▶ [What you have to do]
Write out the entire listing below exactly, with the pictures left out.

-- Start Data section --

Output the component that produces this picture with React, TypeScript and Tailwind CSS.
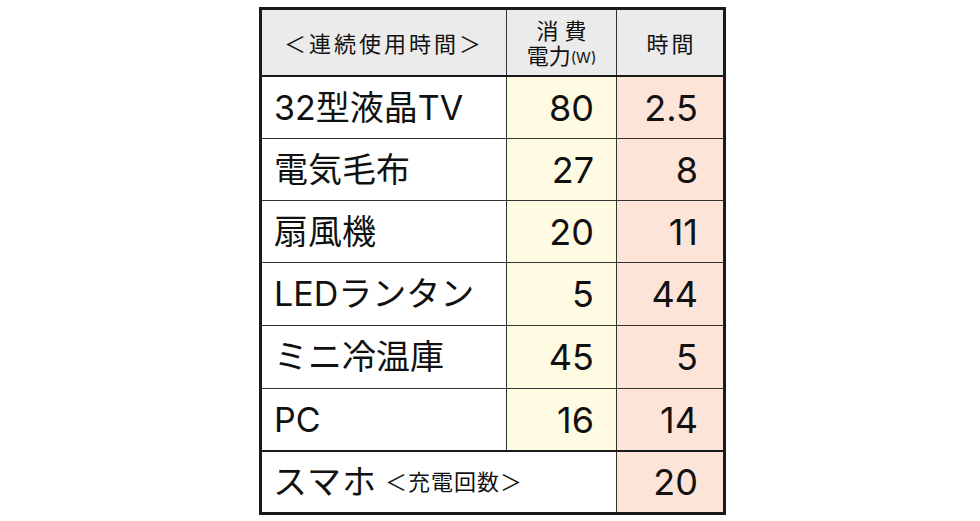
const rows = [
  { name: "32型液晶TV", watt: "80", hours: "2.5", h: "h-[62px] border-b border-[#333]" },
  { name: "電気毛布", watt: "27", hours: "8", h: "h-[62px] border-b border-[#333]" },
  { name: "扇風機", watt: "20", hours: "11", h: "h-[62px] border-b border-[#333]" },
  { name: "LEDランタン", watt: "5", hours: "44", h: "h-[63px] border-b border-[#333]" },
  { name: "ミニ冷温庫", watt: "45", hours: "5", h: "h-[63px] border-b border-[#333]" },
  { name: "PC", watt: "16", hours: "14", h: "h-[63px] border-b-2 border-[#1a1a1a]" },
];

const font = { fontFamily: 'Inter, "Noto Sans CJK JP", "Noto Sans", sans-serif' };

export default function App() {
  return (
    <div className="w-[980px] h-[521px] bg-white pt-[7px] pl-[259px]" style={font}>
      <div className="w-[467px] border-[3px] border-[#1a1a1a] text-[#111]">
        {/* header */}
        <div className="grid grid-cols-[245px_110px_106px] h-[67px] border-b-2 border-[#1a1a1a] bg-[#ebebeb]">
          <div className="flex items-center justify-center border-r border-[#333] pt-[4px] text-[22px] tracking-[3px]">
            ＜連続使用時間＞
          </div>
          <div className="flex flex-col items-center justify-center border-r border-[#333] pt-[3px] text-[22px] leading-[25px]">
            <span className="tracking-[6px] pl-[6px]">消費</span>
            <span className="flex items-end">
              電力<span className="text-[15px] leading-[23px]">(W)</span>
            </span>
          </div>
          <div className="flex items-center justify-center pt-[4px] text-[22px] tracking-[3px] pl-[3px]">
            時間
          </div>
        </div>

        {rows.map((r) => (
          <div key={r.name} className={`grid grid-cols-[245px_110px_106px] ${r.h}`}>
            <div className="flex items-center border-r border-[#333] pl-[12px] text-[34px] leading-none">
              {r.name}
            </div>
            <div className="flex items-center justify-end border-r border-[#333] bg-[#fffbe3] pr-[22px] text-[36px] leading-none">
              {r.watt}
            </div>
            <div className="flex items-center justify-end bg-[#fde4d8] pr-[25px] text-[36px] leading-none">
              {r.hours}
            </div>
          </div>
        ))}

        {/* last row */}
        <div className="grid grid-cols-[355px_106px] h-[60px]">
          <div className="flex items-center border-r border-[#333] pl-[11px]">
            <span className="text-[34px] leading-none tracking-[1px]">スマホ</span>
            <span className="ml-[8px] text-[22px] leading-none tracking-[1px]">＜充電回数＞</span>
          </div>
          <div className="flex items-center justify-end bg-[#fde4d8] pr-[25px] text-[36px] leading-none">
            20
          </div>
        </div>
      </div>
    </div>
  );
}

-- End Data section --

▶ [Solution to the exercise]
Output the component that produces this picture with React, TypeScript and Tailwind CSS.
const rows = [
  { name: "32型液晶TV", watt: "80", hours: "2.5", h: "h-[62px] border-b border-[#333]" },
  { name: "電気毛布", watt: "27", hours: "8", h: "h-[62px] border-b border-[#333]" },
  { name: "扇風機", watt: "20", hours: "11", h: "h-[62px] border-b border-[#333]" },
  { name: "LEDランタン", watt: "5", hours: "44", h: "h-[63px] border-b border-[#333]" },
  { name: "ミニ冷温庫", watt: "45", hours: "5", h: "h-[63px] border-b border-[#333]" },
  { name: "PC", watt: "16", hours: "14", h: "h-[63px] border-b-2 border-[#1a1a1a]" },
];

const font = { fontFamily: 'Inter, "Noto Sans CJK JP", "Noto Sans", sans-serif' };

export default function App() {
  return (
    <div className="w-[980px] h-[521px] bg-white pt-[7px] pl-[259px]" style={font}>
      <div className="w-[467px] border-[3px] border-[#1a1a1a] text-[#111]">
        {/* header */}
        <div className="grid grid-cols-[245px_110px_106px] h-[67px] border-b-2 border-[#1a1a1a] bg-[#ebebeb]">
          <div className="flex items-center justify-center border-r border-[#333] pt-[4px] text-[22px] tracking-[3px]">
            ＜連続使用時間＞
          </div>
          <div className="flex flex-col items-center justify-center border-r border-[#333] pt-[3px] text-[22px] leading-[25px]">
            <span className="tracking-[6px] pl-[6px]">消費</span>
            <span className="flex items-end">
              電力<span className="text-[15px] leading-[23px]">(W)</span>
            </span>
          </div>
          <div className="flex items-center justify-center pt-[4px] text-[22px] tracking-[3px] pl-[3px]">
            時間
          </div>
        </div>

        {rows.map((r) => (
          <div key={r.name} className={`grid grid-cols-[245px_110px_106px] ${r.h}`}>
            <div className="flex items-center border-r border-[#333] pl-[12px] text-[34px] leading-none">
              {r.name}
            </div>
            <div className="flex items-center justify-end border-r border-[#333] bg-[#fffbe3] pr-[22px] text-[36px] leading-none">
              {r.watt}
            </div>
            <div className="flex items-center justify-end bg-[#fde4d8] pr-[25px] text-[36px] leading-none">
              {r.hours}
            </div>
          </div>
        ))}

        {/* last row */}
        <div className="grid grid-cols-[355px_106px] h-[60px]">
          <div className="flex items-center border-r border-[#333] pl-[11px]">
            <span className="text-[34px] leading-none tracking-[1px]">スマホ</span>
            <span className="ml-[8px] text-[22px] leading-none tracking-[1px]">＜充電回数＞</span>
          </div>
          <div className="flex items-center justify-end bg-[#fde4d8] pr-[25px] text-[36px] leading-none">
            20
          </div>
        </div>
      </div>
    </div>
  );
}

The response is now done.